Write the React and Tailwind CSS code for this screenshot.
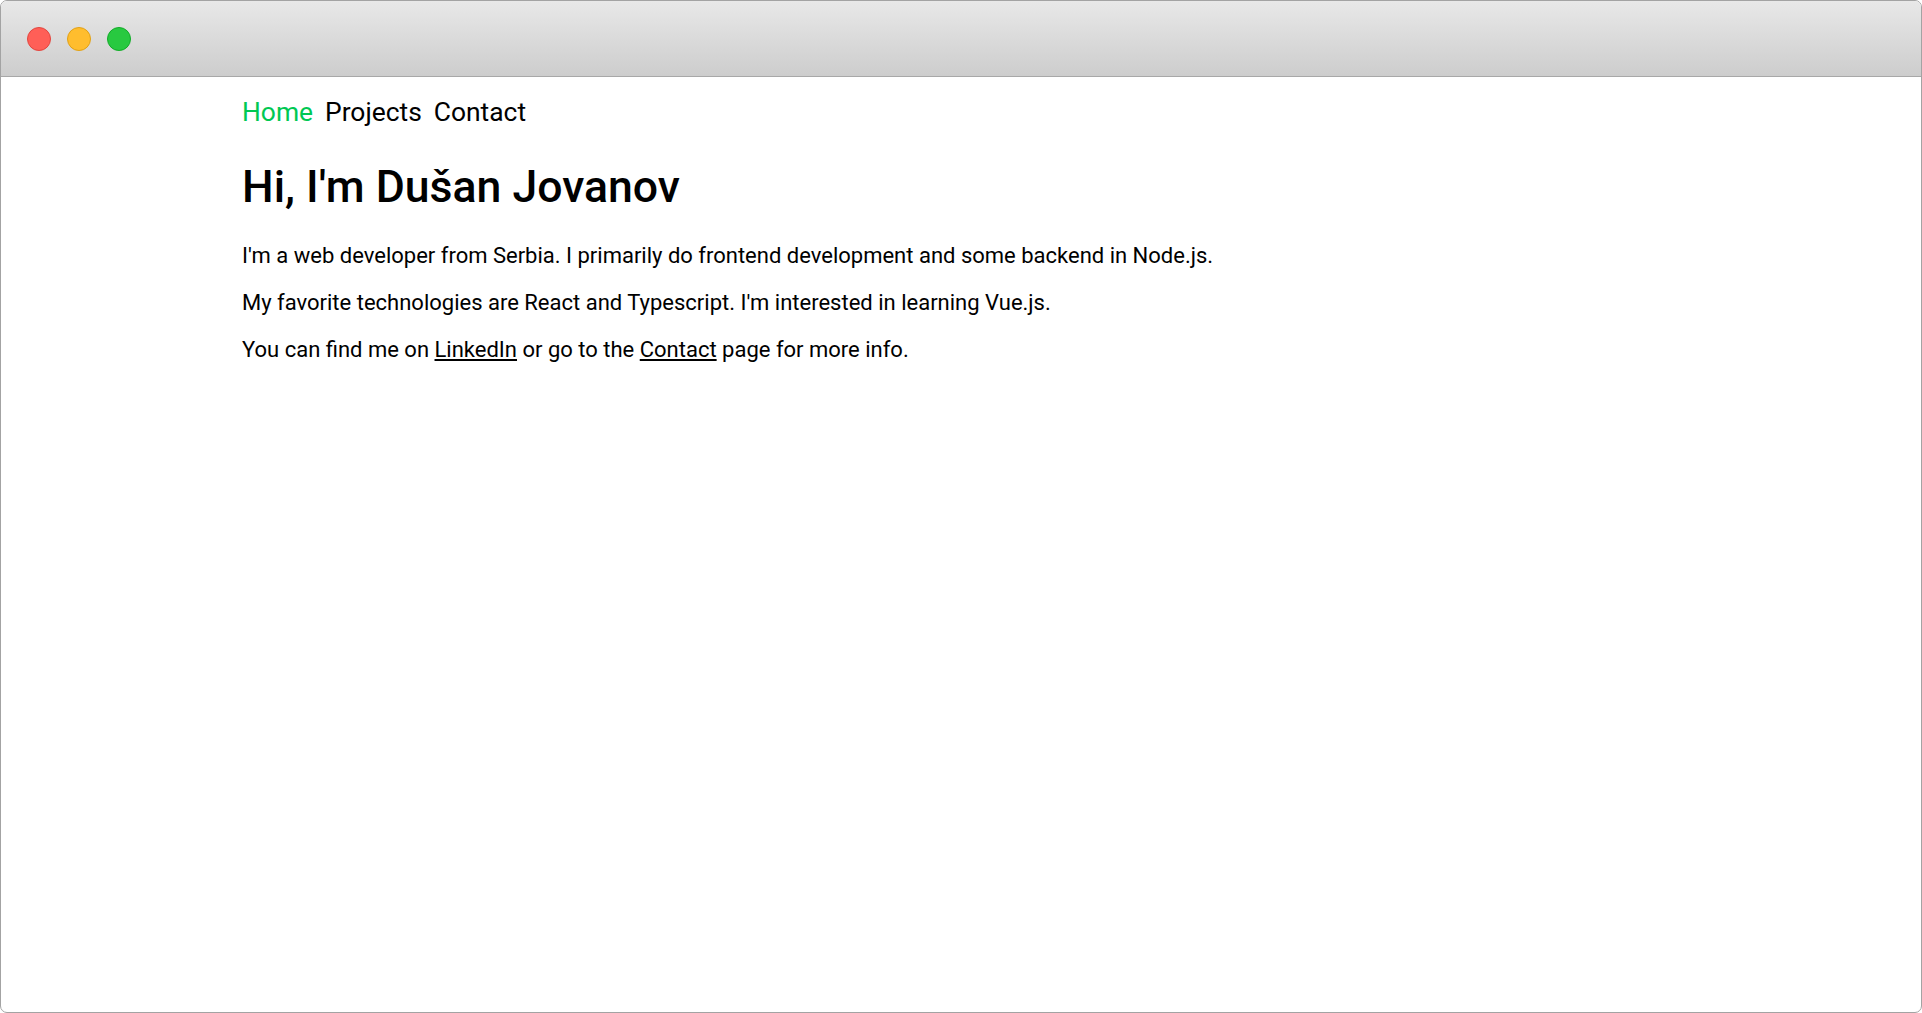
export default function App() {
    const links = ["Home", "Projects", "Contact"];

    return (
        <div className="w-[1922px] h-[1013px] bg-white font-['Roboto',sans-serif] text-black">
            <div className="h-full flex flex-col border border-[#a3a3a3] rounded-[7px] overflow-hidden">
                {/* window chrome */}
                <div className="h-[76px] shrink-0 flex items-center gap-4 pl-[26px] bg-gradient-to-b from-[#e8e8e8] to-[#cdcdcd] border-b border-[#a8a8a8]">
                    <span className="w-6 h-6 rounded-full bg-[#ff5f57] border border-[#e2463f]" />
                    <span className="w-6 h-6 rounded-full bg-[#ffbd2e] border border-[#e1a116]" />
                    <span className="w-6 h-6 rounded-full bg-[#28c940] border border-[#12ac28]" />
                </div>

                <main className="pl-[241px] pt-[20px]">
                    <nav className="flex gap-[12px] text-[26.4px] leading-[31px]">
                        {links.map((l, i) => (
                            <a key={l} href="#" className={i === 0 ? "text-[#00c853]" : "text-black"}>{l}</a>
                        ))}
                    </nav>

                    <h1 className="mt-[33px] text-[44.6px] font-medium leading-[52px]">Hi, I'm Dušan Jovanov</h1>

                    <div className="mt-[30px] flex flex-col gap-[22px] text-[22px] leading-[25px]">
                        <p>I'm a web developer from Serbia. I primarily do frontend development and some backend in Node.js.</p>
                        <p>My favorite technologies are React and Typescript. I'm interested in learning Vue.js.</p>
                        <p>
                            You can find me on <a href="#" className="underline">LinkedIn</a> or go to the{" "}
                            <a href="#" className="underline">Contact</a> page for more info.
                        </p>
                    </div>
                </main>
            </div>
        </div>
    );
}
☆ ☆ ☆ ☆ ☆
## PROBLEM STATEMENT
All the lines above are to be given again exactly as they read, with the pictures removed.

## WRITTEN SOLUTION
Write the React and Tailwind CSS code for this screenshot.
export default function App() {
    const links = ["Home", "Projects", "Contact"];

    return (
        <div className="w-[1922px] h-[1013px] bg-white font-['Roboto',sans-serif] text-black">
            <div className="h-full flex flex-col border border-[#a3a3a3] rounded-[7px] overflow-hidden">
                {/* window chrome */}
                <div className="h-[76px] shrink-0 flex items-center gap-4 pl-[26px] bg-gradient-to-b from-[#e8e8e8] to-[#cdcdcd] border-b border-[#a8a8a8]">
                    <span className="w-6 h-6 rounded-full bg-[#ff5f57] border border-[#e2463f]" />
                    <span className="w-6 h-6 rounded-full bg-[#ffbd2e] border border-[#e1a116]" />
                    <span className="w-6 h-6 rounded-full bg-[#28c940] border border-[#12ac28]" />
                </div>

                <main className="pl-[241px] pt-[20px]">
                    <nav className="flex gap-[12px] text-[26.4px] leading-[31px]">
                        {links.map((l, i) => (
                            <a key={l} href="#" className={i === 0 ? "text-[#00c853]" : "text-black"}>{l}</a>
                        ))}
                    </nav>

                    <h1 className="mt-[33px] text-[44.6px] font-medium leading-[52px]">Hi, I'm Dušan Jovanov</h1>

                    <div className="mt-[30px] flex flex-col gap-[22px] text-[22px] leading-[25px]">
                        <p>I'm a web developer from Serbia. I primarily do frontend development and some backend in Node.js.</p>
                        <p>My favorite technologies are React and Typescript. I'm interested in learning Vue.js.</p>
                        <p>
                            You can find me on <a href="#" className="underline">LinkedIn</a> or go to the{" "}
                            <a href="#" className="underline">Contact</a> page for more info.
                        </p>
                    </div>
                </main>
            </div>
        </div>
    );
}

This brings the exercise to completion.